When the quarantine first hit Poland, it was a pretty scary time for everyone, and other volunteers opted to go home as soon as the next flight was available. However, I had just settled in with my new host family, so I was reluctant to leave after only one or two months in Poland. The Polish language also caught my attention due to it being known as such a difficult language, as well as listening to people speak during my regular routine. I quickly grew in my curiosity for the language, in enjoying asking questions about what certain words meant, and improving my pronunciation of words (trzydzieści was especially difficult for me). Although the situation with COVID was quite uncertain, I did not want to waste this opportunity to experience the new culture and language that Poland had to offer.  I decided to stay in the country. As of now I think there are only three or four volunteers currently remaining in Poland because the new September volunteers were not able to travel to Poland.

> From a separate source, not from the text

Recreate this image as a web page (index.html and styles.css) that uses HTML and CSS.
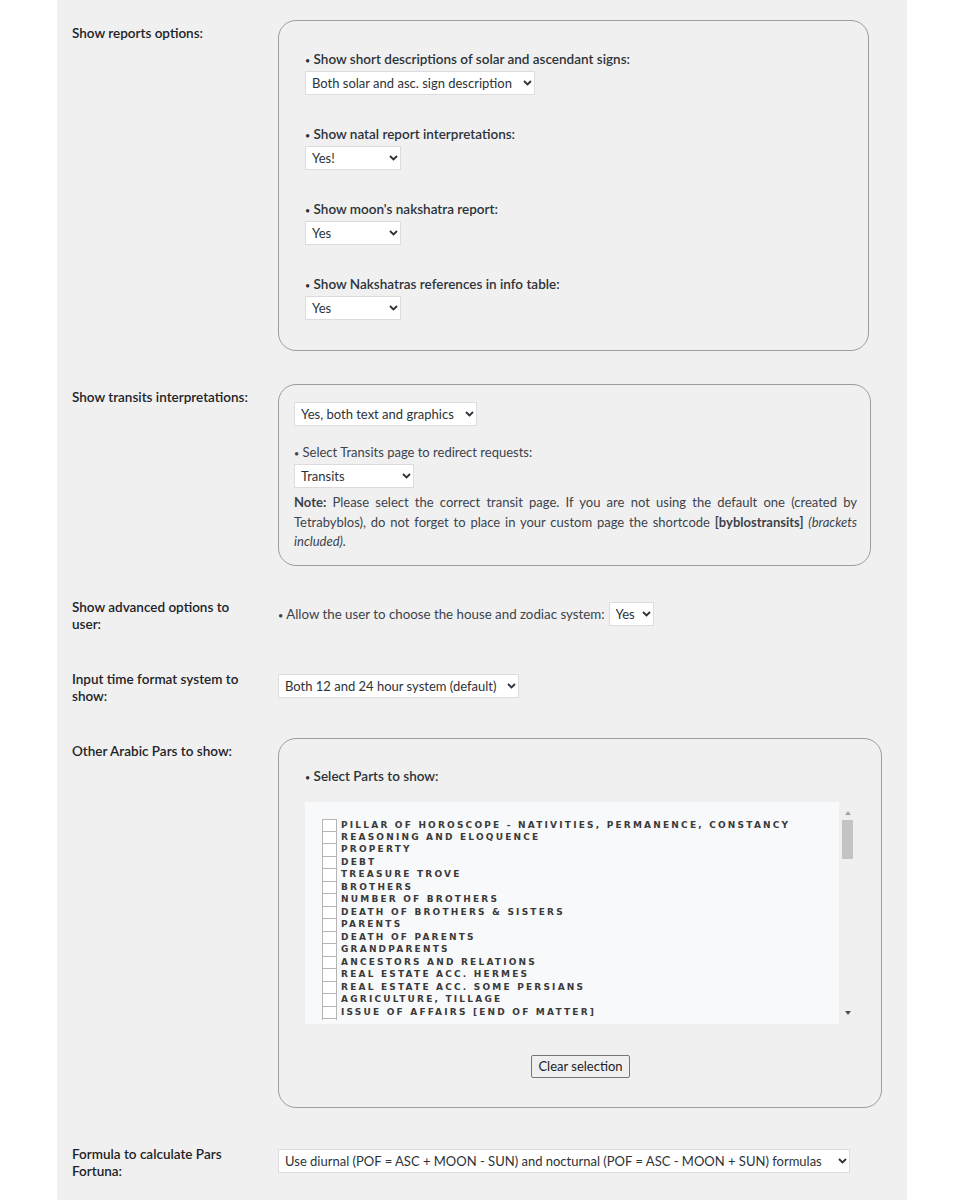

Travel outside of Poland during the school summer holidays was a little risky due to the borders within Europe being unpredictable. It was possible that they would close after you had left the country, making it near impossible to get back. I did however manage to do lots of travel inside Poland and also to Crete during the summer holidays. Travel during the pandemic was interesting, however.

Zygmund, my host cat


Currently I am staying with my third host family and I will possibly move to a fourth family for the last few months of the year. All my host families have been really welcoming and made me feel like one of the family. The level of English that the kids speak is really amazing too, and even the parents try their best to try and speak with me. Being from New Zealand, I’m really excited to spend my first Christmas in the Northern Hemisphere with my Polish host family.

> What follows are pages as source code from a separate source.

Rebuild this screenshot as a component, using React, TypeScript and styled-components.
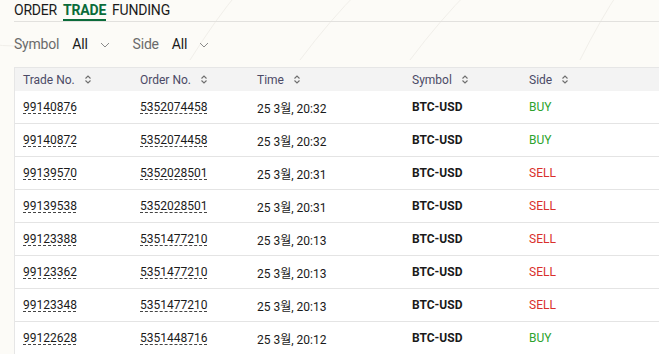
import React from "react";
import styled, { createGlobalStyle } from "styled-components";

const Global = createGlobalStyle`
  html, body { margin: 0; padding: 0; }
  body {
    background: #fcfbf7;
    font-family: Roboto, "Noto Sans", "Noto Sans CJK KR", sans-serif;
    overflow: hidden;
  }
`;

const Page = styled.div`
  position: relative;
  width: 659px;
  height: 354px;
  overflow: hidden;
  padding-left: 14px;
  box-sizing: border-box;
`;

const Backdrop = styled.svg`
  position: absolute;
  inset: 0;
  pointer-events: none;
`;

const Content = styled.div`
  position: relative;
  display: flex;
  flex-direction: column;
`;

const Tabs = styled.div`
  display: flex;
  gap: 6px;
  height: 21px;
  border-bottom: 1px solid #e2e1de;
  align-items: flex-start;
`;

const Tab = styled.div<{ $active?: boolean }>`
  font-size: 14px;
  line-height: 17px;
  padding-top: 2px;
  box-sizing: border-box;
  height: 21px;
  letter-spacing: -0.2px;
  color: ${(p) => (p.$active ? "#0b6b3a" : "#1a1a1a")};
  font-weight: ${(p) => (p.$active ? 700 : 400)};
  border-bottom: 2px solid ${(p) => (p.$active ? "#0b6b3a" : "transparent")};
`;

const Filters = styled.div`
  display: flex;
  align-items: center;
  height: 44px;
  gap: 23px;
`;

const Filter = styled.div`
  display: flex;
  align-items: center;
  font-size: 14px;
  letter-spacing: -0.2px;
`;

const FilterLabel = styled.span`
  color: #6b6b6b;
  margin-right: 13px;
`;

const FilterValue = styled.span`
  color: #1a1a1a;
  margin-right: 12px;
`;

const Chevron = () => (
  <svg width="10" height="6" viewBox="0 0 10 6" style={{ marginTop: 2 }}>
    <path d="M1 1l4 4 4-4" fill="none" stroke="#8a8a8a" strokeWidth="1" />
  </svg>
);

const Table = styled.div`
  margin-top: 1px;
  border-left: 1px solid #e6e6e6;
  border-top: 1px solid #e6e6e6;
  background: #ffffff;
  width: 660px;
`;

const Row = styled.div<{ $head?: boolean }>`
  display: grid;
  grid-template-columns: 117px 117px 155px 117px 1fr;
  align-items: center;
  height: ${(p) => (p.$head ? "23px" : "32px")};
  background: ${(p) => (p.$head ? "#f3f3f3" : "#ffffff")};
  border-bottom: ${(p) => (p.$head ? "none" : "1px solid #e4e4e4")};
  padding-left: 8px;
`;

const HeadCell = styled.div`
  display: flex;
  align-items: center;
  font-size: 12px;
  color: #4b4a66;
  gap: 9px;
`;

const Cell = styled.div<{ $bold?: boolean; $color?: string }>`
  font-size: 12px;
  color: ${(p) => p.$color || "#1a1a1a"};
  font-weight: ${(p) => (p.$bold ? 700 : 400)};
`;

const Link = styled.span`
  font-size: 12px;
  color: #1a1a1a;
  text-decoration: underline dashed #444;
  text-underline-offset: 2px;
  text-decoration-thickness: 1px;
`;

const SortIcon = () => (
  <svg width="8" height="11" viewBox="0 0 8 11">
    <path d="M1.5 4.5l2.5-2.5 2.5 2.5M1.5 6.5l2.5 2.5 2.5-2.5" fill="none" stroke="#6e6e6e" strokeWidth="1.1" />
  </svg>
);

const rows = [
  ["99140876", "5352074458", "25 3월, 20:32", "BUY"],
  ["99140872", "5352074458", "25 3월, 20:32", "BUY"],
  ["99139570", "5352028501", "25 3월, 20:31", "SELL"],
  ["99139538", "5352028501", "25 3월, 20:31", "SELL"],
  ["99123388", "5351477210", "25 3월, 20:13", "SELL"],
  ["99123362", "5351477210", "25 3월, 20:13", "SELL"],
  ["99123348", "5351477210", "25 3월, 20:13", "SELL"],
  ["99122628", "5351448716", "25 3월, 20:12", "BUY"],
];

const heads = ["Trade No.", "Order No.", "Time", "Symbol", "Side"];

export default function App() {
  return (
    <Page>
      <Global />
      <Backdrop width="659" height="354" viewBox="0 0 659 354">
        <g fill="none" stroke="#f1efea" strokeWidth="1">
          <path d="M-10 44 Q 15 48 40 44" />
          <path d="M190 60 Q 215 20 240 -10" />
          <path d="M300 60 Q 330 20 360 -10" />
          <path d="M410 60 Q 440 20 470 -10" />
          <path d="M580 60 Q 600 20 620 -10" />
        </g>
      </Backdrop>
      <Content>
        <Tabs>
          <Tab>ORDER</Tab>
          <Tab $active>TRADE</Tab>
          <Tab>FUNDING</Tab>
        </Tabs>
        <Filters>
          <Filter>
            <FilterLabel>Symbol</FilterLabel>
            <FilterValue>All</FilterValue>
            <Chevron />
          </Filter>
          <Filter>
            <FilterLabel>Side</FilterLabel>
            <FilterValue>All</FilterValue>
            <Chevron />
          </Filter>
        </Filters>
        <Table>
          <Row $head>
            {heads.map((h) => (
              <HeadCell key={h}>
                {h}
                <SortIcon />
              </HeadCell>
            ))}
          </Row>
          {rows.map((r) => (
            <Row key={r[0]}>
              <Cell><Link>{r[0]}</Link></Cell>
              <Cell><Link>{r[1]}</Link></Cell>
              <Cell>{r[2]}</Cell>
              <Cell $bold>BTC-USD</Cell>
              <Cell $color={r[3] === "BUY" ? "#2ea32e" : "#d9302c"}>{r[3]}</Cell>
            </Row>
          ))}
        </Table>
      </Content>
    </Page>
  );
}
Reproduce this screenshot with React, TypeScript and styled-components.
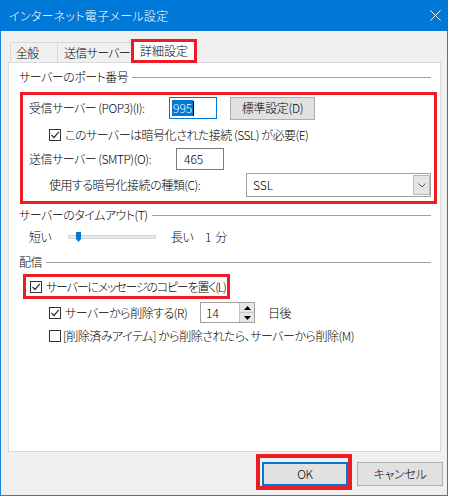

Lattitude has provided an excellent ladder of support for me and other volunteers to help with any issues we might have had.  I talk with my parents in New Zealand usually weekly and talk with my friends at home perhaps monthly through messenger.

My role as a volunteer hasn’t changed much during my time in Poland but I think now I definitely feel much more comfortable teaching and presenting in front of classes and audiences. I’ve also started teaching private lessons with students outside of school times which is great to be gaining additional experience. COVID in Poland has not really changed much about living and teaching in Poland apart from having to follow some precautions such as remembering to disinfect your hands and wear masks, and abide by certain rules from the government and the school regarding where you should be wearing your mask.

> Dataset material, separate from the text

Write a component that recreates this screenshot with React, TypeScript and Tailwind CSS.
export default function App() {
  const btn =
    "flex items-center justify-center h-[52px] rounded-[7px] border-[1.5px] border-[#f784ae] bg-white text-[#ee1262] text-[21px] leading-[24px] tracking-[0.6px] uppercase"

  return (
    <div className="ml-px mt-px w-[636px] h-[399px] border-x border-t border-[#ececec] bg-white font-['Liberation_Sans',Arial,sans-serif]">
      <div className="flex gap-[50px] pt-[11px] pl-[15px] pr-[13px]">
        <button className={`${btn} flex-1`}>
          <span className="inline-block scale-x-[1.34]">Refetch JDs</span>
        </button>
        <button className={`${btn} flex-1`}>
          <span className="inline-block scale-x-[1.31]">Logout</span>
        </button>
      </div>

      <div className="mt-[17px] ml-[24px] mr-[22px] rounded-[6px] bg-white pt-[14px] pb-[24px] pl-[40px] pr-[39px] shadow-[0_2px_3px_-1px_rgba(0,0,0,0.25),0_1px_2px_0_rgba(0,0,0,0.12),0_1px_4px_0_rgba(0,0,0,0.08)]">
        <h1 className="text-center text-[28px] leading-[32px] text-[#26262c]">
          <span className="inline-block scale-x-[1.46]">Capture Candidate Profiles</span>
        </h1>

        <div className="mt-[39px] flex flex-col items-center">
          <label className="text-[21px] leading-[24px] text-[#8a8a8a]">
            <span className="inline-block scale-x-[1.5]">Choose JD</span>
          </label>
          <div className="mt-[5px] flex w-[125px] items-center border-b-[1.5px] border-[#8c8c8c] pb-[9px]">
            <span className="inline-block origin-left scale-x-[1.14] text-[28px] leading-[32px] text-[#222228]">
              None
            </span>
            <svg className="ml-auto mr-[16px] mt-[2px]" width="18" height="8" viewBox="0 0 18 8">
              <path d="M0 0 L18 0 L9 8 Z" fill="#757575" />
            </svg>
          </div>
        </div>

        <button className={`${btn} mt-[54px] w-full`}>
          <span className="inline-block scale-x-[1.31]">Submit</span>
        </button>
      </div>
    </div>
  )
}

For my gap year in Poland, I mostly came to experience something new, learn something and gain new life skills. Even though COVID had an affect on the experience it did not prevent me from doing these things. I just had to keep an open mind and the problems of COVID were usually pretty easy to navigate around. Now after spending 8 months in Warsaw I’m also comfortable travelling around Warsaw and can speak and understand the language well enough to manage most situations.

In terms of wisdom gained from this experience, I’ve learnt that no matter how much you think you know about something, there is always something interesting and new to learn about it. I realised that keeping your mind open and trying something new and interesting is so important for your own personal growth.